By: Rusty Brooks
“The tech sector has been a cash cow for real estate for a decade,” said Jonathan Bowles, executive director of the Center for an Urban Future, a research group that in April published a study on the topic. “With a lot more companies pulling back, furloughing people and putting off expansion plans, it will affect the real estate market”, Crain’s reported
Most technology companies in NYC are start ups and the pandemic is deeply affecting their bottom line.
Midtown South is the heart of New York’s tech scene, which accounts for more than 300,000 jobs and has attracted more than $3 billion in venture capital annually in recent years, Crain’s reported.
“We have a few companies that have vowed to never go back to a physical office,” said Brad Svrluga, a co-founder of Primary Venture Partners, which has invested in about 50 startups. “They feel like they’re being at least as productive remotely, and they just can’t justify the costs.”
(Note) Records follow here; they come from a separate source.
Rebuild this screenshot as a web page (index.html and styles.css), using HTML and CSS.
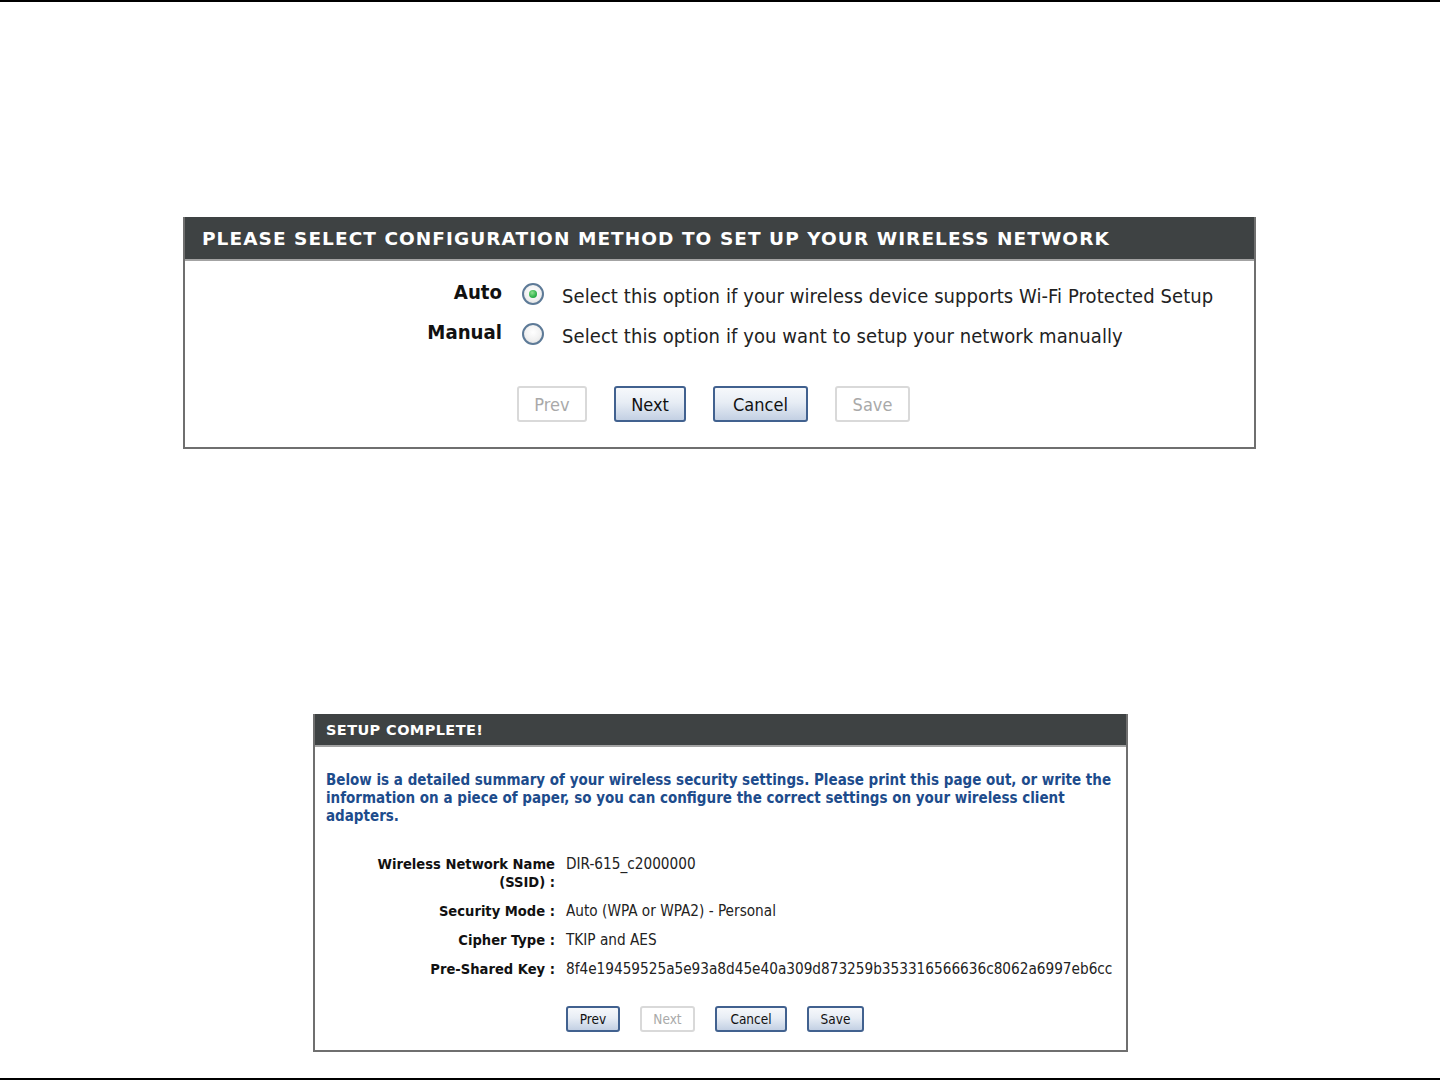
FILE: index.html
```html
<!DOCTYPE html>
<html>
<head>
<meta charset="utf-8">
<link rel="stylesheet" href="styles.css">
</head>
<body>
<div class="page">
  <div class="rule"></div>

  <section class="panel panel-method">
    <div class="panel-head head-lg">PLEASE SELECT CONFIGURATION METHOD TO SET UP YOUR WIRELESS NETWORK</div>
    <div class="method-body">
      <div class="method-grid">
        <div class="m-label">Auto</div>
        <div class="radio checked"></div>
        <div class="m-text">Select this option if your wireless device supports Wi-Fi Protected Setup</div>
        <div class="m-label">Manual</div>
        <div class="radio"></div>
        <div class="m-text">Select this option if you want to setup your network manually</div>
      </div>
      <div class="btn-row btn-row-lg">
        <span class="btn lg disabled w-prev">Prev</span>
        <span class="btn lg w-next">Next</span>
        <span class="btn lg w-cancel">Cancel</span>
        <span class="btn lg disabled w-save">Save</span>
      </div>
    </div>
  </section>

  <section class="panel panel-done">
    <div class="panel-head head-sm">SETUP COMPLETE!</div>
    <div class="done-body">
      <p class="note">Below is a detailed summary of your wireless security settings. Please print this page out, or write the information on a piece of paper, so you can configure the correct settings on your wireless client adapters.</p>
      <div class="summary">
        <div class="s-label">Wireless Network Name (SSID) :</div>
        <div class="s-value">DIR-615_c2000000</div>
        <div class="s-label">Security Mode :</div>
        <div class="s-value">Auto (WPA or WPA2) - Personal</div>
        <div class="s-label">Cipher Type :</div>
        <div class="s-value">TKIP and AES</div>
        <div class="s-label">Pre-Shared Key :</div>
        <div class="s-value">8f4e19459525a5e93a8d45e40a309d873259b353316566636c8062a6997eb6cc</div>
      </div>
      <div class="btn-row btn-row-sm">
        <span class="btn sm s-prev">Prev</span>
        <span class="btn sm disabled s-next">Next</span>
        <span class="btn sm s-cancel">Cancel</span>
        <span class="btn sm s-save">Save</span>
      </div>
    </div>
  </section>

  <div class="rule rule-bottom"></div>
</div>
</body>
</html>
```

FILE: styles.css
```css
html, body {
  margin: 0;
  padding: 0;
  background: #ffffff;
}

.page {
  width: 1440px;
  height: 1081px;
  font-family: "DejaVu Sans Condensed", "DejaVu Sans", sans-serif;
  color: #222;
}

.rule {
  height: 2px;
  background: #000;
}

.rule-bottom {
  margin-top: 26px;
}

.panel {
  box-sizing: border-box;
  border: 2px solid #6f6f6f;
  border-top: 0;
  background: #fff;
}

.panel-head {
  background: #3e4243;
  color: #fff;
  font-family: "DejaVu Sans", sans-serif;
  font-weight: bold;
  border-bottom: 2px solid #a3a3a3;
  white-space: nowrap;
}

/* ---------- panel 1 ---------- */
.panel-method {
  margin: 215px 0 0 183px;
  width: 1073px;
  height: 232px;
}

.head-lg {
  height: 42px;
  line-height: 44px;
  font-size: 18.5px;
  letter-spacing: 1.05px;
  padding-left: 17px;
}

.method-body {
  padding-top: 13px;
}

.method-grid {
  display: grid;
  grid-template-columns: 317px 22px 1fr;
  grid-auto-rows: 40px;
  column-gap: 18px;
  align-items: center;
}

.method-grid .radio {
  margin-left: 2px;
}

.m-label {
  text-align: right;
  font-weight: bold;
  font-size: 20.2px;
  color: #111;
  padding-bottom: 4px;
}

.m-text {
  font-size: 20px;
  color: #222;
  letter-spacing: 0.08px;
  margin-left: 2px;
  padding-top: 3px;
}

.radio {
  box-sizing: border-box;
  width: 22px;
  height: 22px;
  border-radius: 50%;
  border: 2px solid #5d7a97;
  background: radial-gradient(circle at 50% 40%, #ffffff 0%, #f1f1f1 55%, #d9d9d9 100%);
  display: flex;
  align-items: center;
  justify-content: center;
}

.radio.checked::after {
  content: "";
  width: 8px;
  height: 8px;
  border-radius: 50%;
  background: radial-gradient(circle at 40% 35%, #8fe08f 0%, #2fb24a 60%, #1d8a35 100%);
}

/* ---------- buttons ---------- */
.btn-row {
  display: flex;
}

.btn-row-lg {
  margin-top: 32px;
  padding-left: 332px;
  gap: 27px;
}

.btn-row-sm {
  margin-top: 28px;
  padding-left: 240px;
  gap: 20px;
}

.btn {
  box-sizing: border-box;
  display: flex;
  align-items: center;
  justify-content: center;
  border: 2px solid #41618f;
  border-radius: 3px;
  background: linear-gradient(to bottom, #f6f8fb 0%, #e7edf5 45%, #c3d0e3 100%);
  color: #111;
}

.btn.disabled {
  border: 2px solid #d9d9d9;
  background: #fff;
  color: #a9a9a9;
}

.btn.lg {
  height: 36px;
  font-size: 18px;
}

.btn.sm {
  height: 26px;
  font-size: 13.5px;
}

.w-prev { width: 70px; }
.w-next { width: 72px; }
.w-cancel { width: 95px; }
.w-save { width: 75px; }

.s-prev { width: 54px; }
.s-next { width: 55px; }
.s-cancel { width: 72px; }
.s-save { width: 57px; }

/* ---------- panel 2 ---------- */
.panel-done {
  margin: 265px 0 0 313px;
  width: 815px;
  height: 338px;
}

.head-sm {
  height: 31px;
  line-height: 32px;
  font-size: 14.5px;
  letter-spacing: 0.4px;
  padding-left: 11px;
}

.done-body {
  padding: 24px 10px 0 11px;
}

.note {
  margin: 0;
  color: #1d4c8c;
  font-weight: bold;
  font-size: 15px;
  line-height: 18px;
}

.summary {
  margin-top: 30px;
  display: grid;
  grid-template-columns: 229px 1fr;
  column-gap: 11px;
  row-gap: 11px;
  font-size: 14.6px;
  line-height: 18px;
}

.s-label {
  text-align: right;
  font-weight: bold;
  color: #111;
  padding-left: 40px;
}

.s-value {
  color: #222;
  white-space: nowrap;
  font-size: 15.2px;
}
```
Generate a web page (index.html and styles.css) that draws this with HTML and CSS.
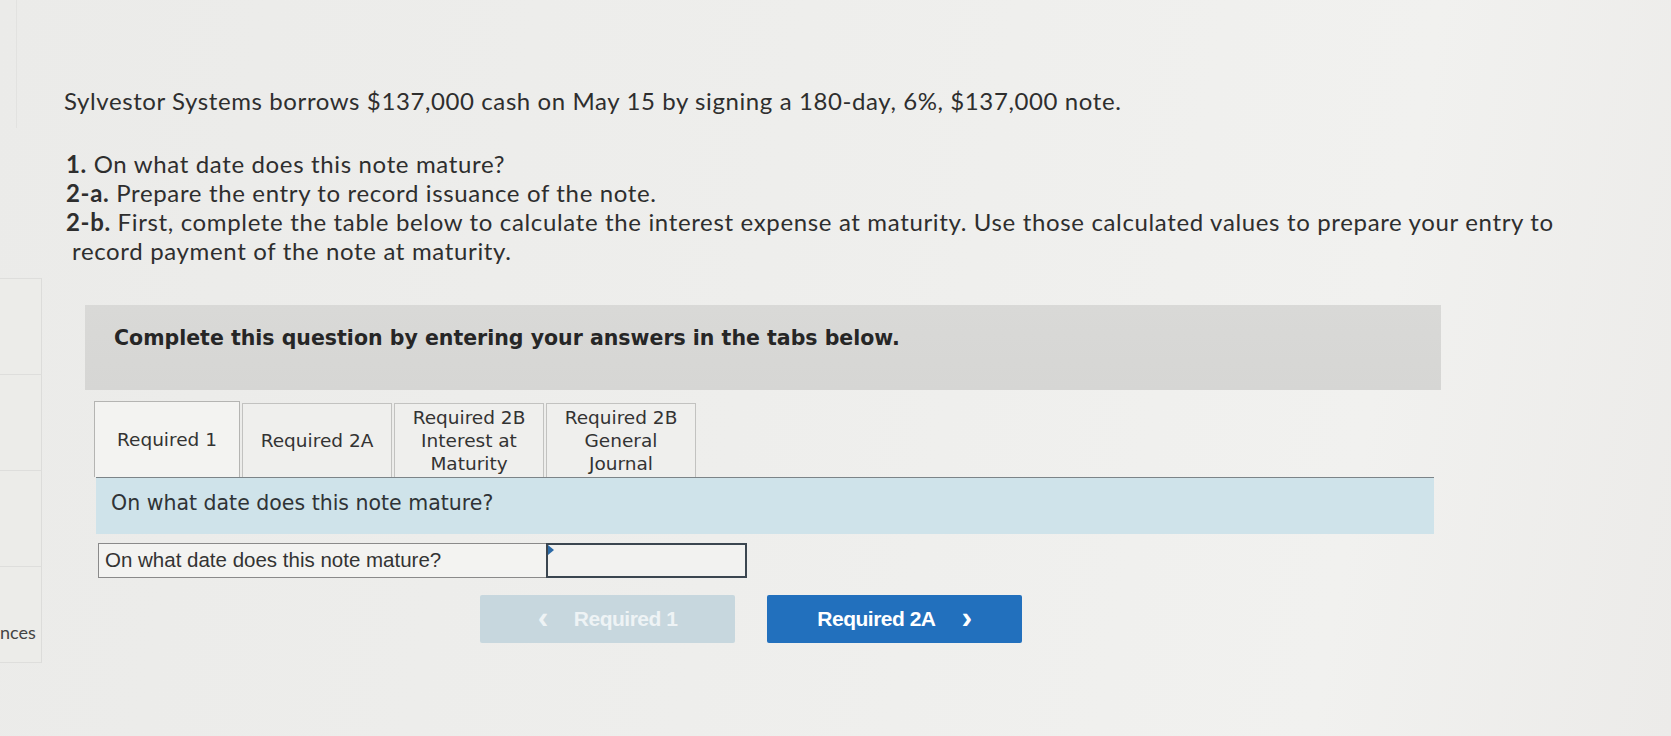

Crain’s does point out, rental prices for offices have been flat the last year.
The pandemic could change the landscape forever in NYC. Working from home can become a permanent fixture, the expensive office spaces will be in far less demand. Essentially NY is facing an existential crisis due to the hard-line shutdowns and there is a possibility it may never recover.
Meanwhile NY Times reported: Across New York City, commercial tenants are falling behind in rent at unprecedented rates as the coronavirus outbreak has caused a nearly complete lockdown of the city for two months.
The Times elaborated: The cascading impact of the coronavirus pandemic and stay-at-home orders on New York City have reached a breaking point, property owners and developers say. Two months into the crisis, the steep drop in rental income now threatens their ability to pay bills, taxes and vendors — a looming catastrophe for the city, they warn.
Meanwhile the residential real estate market is changing too. Numerous reports show people snatching up homes in nearby parts of Connecticut.
Real estate agents told the Stamford Advocate that their well-to-do New York City clients have been snapping up single-family homes in areas like Westport, Greenwich, Litchfield County and east of New Haven.
“I think there’s going to be a trend of people renting and then buying second homes,” Candace Adams, CEO of Berkshire Hathaway Home Services New England Properties, told the Advocate. “I don’t know that they necessarily want to stay outside of the city — they just want to have an option to go someplace else.”
Two months of shutting down an entire city, has rapidly changed everything. Will NYC ever be the same?